Non-Convex Optimization in Federated Learning via Variance Reduction and Adaptive Learning
Dipanwita Thakur, Antonella Guzzo, Giancarlo Fortino, Sajal K. Das
TL;DR
This work addresses non-convex federated optimization under non-IID data by introducing a momentum-based variance-reduction framework with adaptive learning rates for both local updates and global aggregation. The method reduces gradient variance and communication rounds, achieving convergence to an epsilon-stationary point with improved $O(epsilon^{-1})$ communication complexity and strong empirical results on MNIST and CIFAR-10. The combination of momentum-based variance reduction and adaptivity mitigates client drift and accelerates convergence without extra per-client storage or communication.

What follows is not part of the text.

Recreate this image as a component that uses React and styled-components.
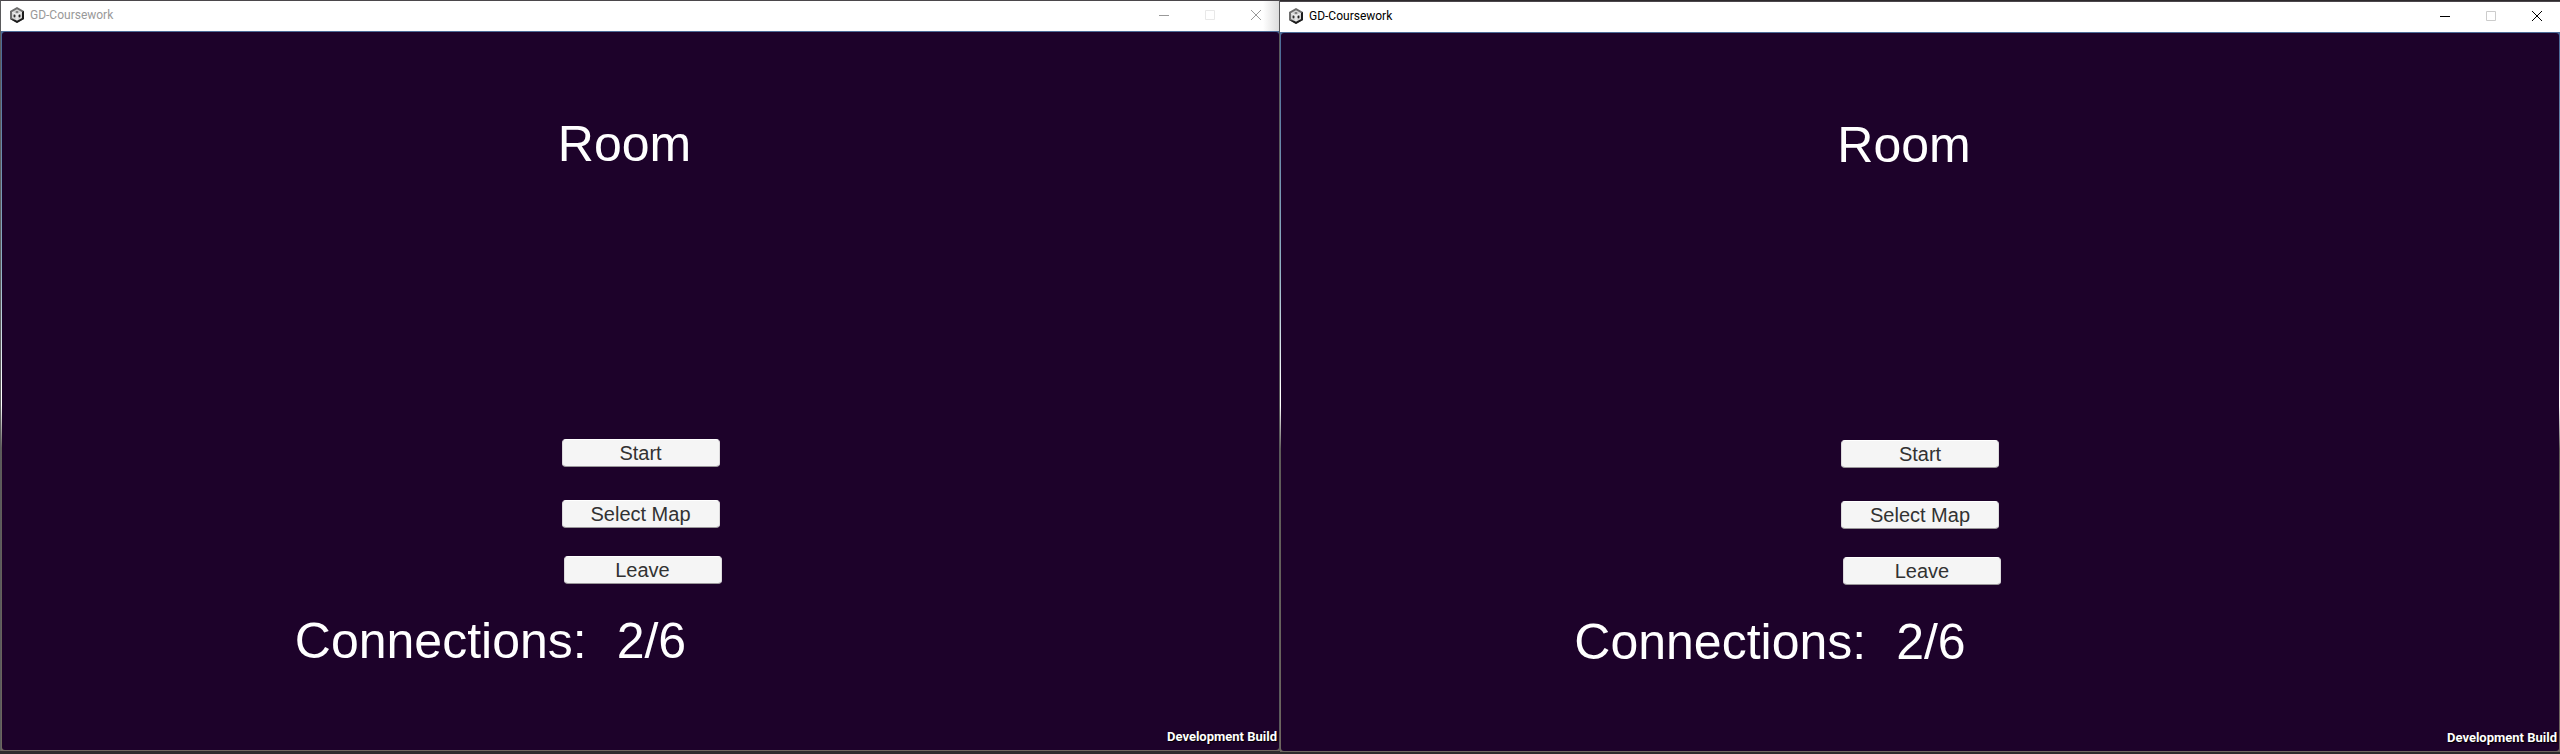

The study highlights practical gains for cross-device FL while noting limitations related to client participation assumptions and suggesting future work on cross-silo extensions.
Abstract
This paper proposes a novel federated algorithm that leverages momentum-based variance reduction with adaptive learning to address non-convex settings across heterogeneous data. We intend to minimize communication and computation overhead, thereby fostering a sustainable federated learning system. We aim to overcome challenges related to gradient variance, which hinders the model's efficiency, and the slow convergence resulting from learning rate adjustments with heterogeneous data. The experimental results on the image classification tasks with heterogeneous data reveal the effectiveness of our suggested algorithms in non-convex settings with an improved communication complexity of $\mathcal{O}(ε^{-1})$ to converge to an $ε$-stationary point - compared to the existing communication complexity $\mathcal{O}(ε^{-2})$ of most prior works. The proposed federated version maintains the trade-off between the convergence rate, number of communication rounds, and test accuracy while mitigating the client drift in heterogeneous settings. The experimental results demonstrate the efficiency of our algorithms in image classification tasks (MNIST, CIFAR-10) with heterogeneous data.